This is the first in a three part series on western sidereal astrology, its antecedents in the ancient Near East, and its renewal by Cyril Fagan, one of the greatest astrologers of the 20th century.  This series, which originally ran in the student section of The Mountain Astrologer, will also cover the introduction of tropical zodiac reckoning, the phenomenon of precession, the astrological ages, and a quick review of the works of Hipparchos of Rhodes and Claudius Ptolemy.

People new to astrology are often confounded by the two main schools of thought within it: tropical and sidereal.  Tropical astrology reckons positions of bodies from the Northern Hemisphere vernal equinox.  In this system, the zodiac is defined by the seasons and is disconnected from the stars as a frame of reference. It gained currency late in the first millennium B.C. in the Greek world and is practiced today primarily in the West.

Sidereal astrology reckons positions of bodies from the fixed stars.  In this system the zodiac is defined by the stars themselves and is disconnected from the seasons as a frame of reference.  The earliest form of sidereal astrology gained currency in the Near and Middle East in the second millennium B.C.  Sidereal astrology is practiced today primarily in India and among some Westerners, mostly British and American.  

There are two schools of sidereal astrology: eastern, also known as Indian, Vedic or Hindu astrology, and Babylonian, also known as western sidereal astrology.  Babylonian astrology is a familiar quantity in academia because it is very well documented.  Western sidereal astrology is built around the re-discovery in the nineteenth century of the sidereal zodiac employed in Assyria and Babylonia (modern Iraq) that spread throughout the Near and Middle East and the Mediterranean world. 

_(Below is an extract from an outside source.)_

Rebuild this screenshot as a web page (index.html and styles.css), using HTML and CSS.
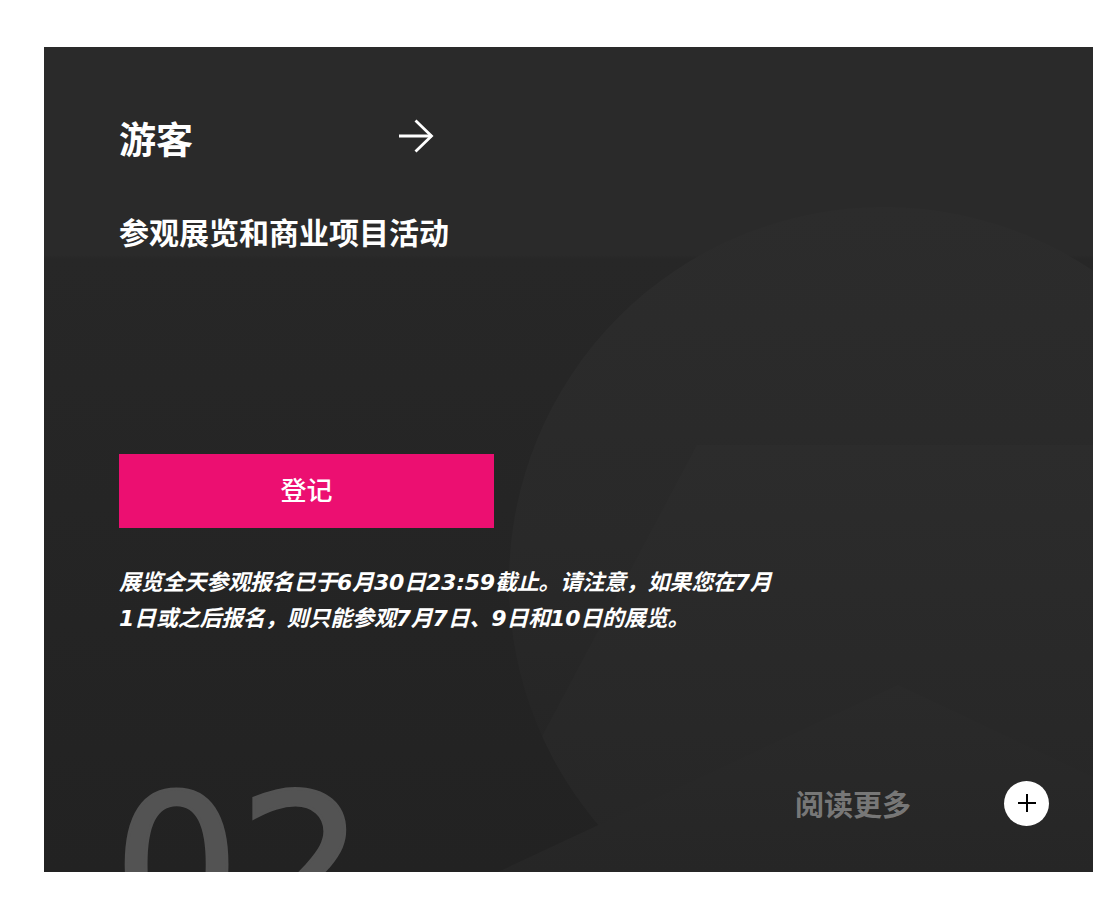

Eastern and western methodologies are similar in some respects, but the differences are great enough that the two schools can only be considered cousins, rather than brothers, joined mainly by their use of the sidereal zodiac.  Western sidereal methodology is closer to tropical astrology with the sidereal zodiac substituted for the tropical. 

In the ancient world, astrology and astronomy were, in effect, twin disciplines.  Every astronomical fact had an astrological corollary, a tenet astrologers still embrace. Early astrology was crude compared to its modern rendering, but it bloomed into a form roughly familiar to modern astrologers in the first millennium B.C.

The earliest Babylonian astronomical document to which a date can be affixed is from 1702 B.C and the last datable Babylonian astronomical document found to date is from A.D. 75. Babylonian materials are plentiful and well-edited from approximately1600 B.C. through to the height of the Roman Imperial Era in the first century of the Christian Era.  The earliest astronomical computations in the Middle East were concerned with the varying length of day and night, the rising and setting of the Moon and the appearance and disappearance of Venus.  The equinox was noted because of its integral role in the determination of the longest and shortest days. 

The most important texts for ancient astrology come from the city-states of Nineveh, Babylon and Uruk in ancient Mesopotamia, and the most important of those texts is the seventy tablet series known by its incipit: the Enuma Anu Enlil (“When [the gods] Anu and Enlil…”).  It is the richest source of second millennium B.C. astrological and astronomical information in the world. The Enuma Anu Enlil series deals with solar, lunar, planetary, stellar, zodiacal and meteorological lore and some omens.  Its astrology is called judicial because it deals with events and conditions that affect king and country; primary among those are issues that relate to war and peace, quality of the harvest and weather.  This was all derived from the positions of the Sun, Moon, planets and stars and sometimes the rising point of the ecliptic.  Modern astrologers do the same things, now mostly for individuals, but judicial or political astrology is still very much in vogue.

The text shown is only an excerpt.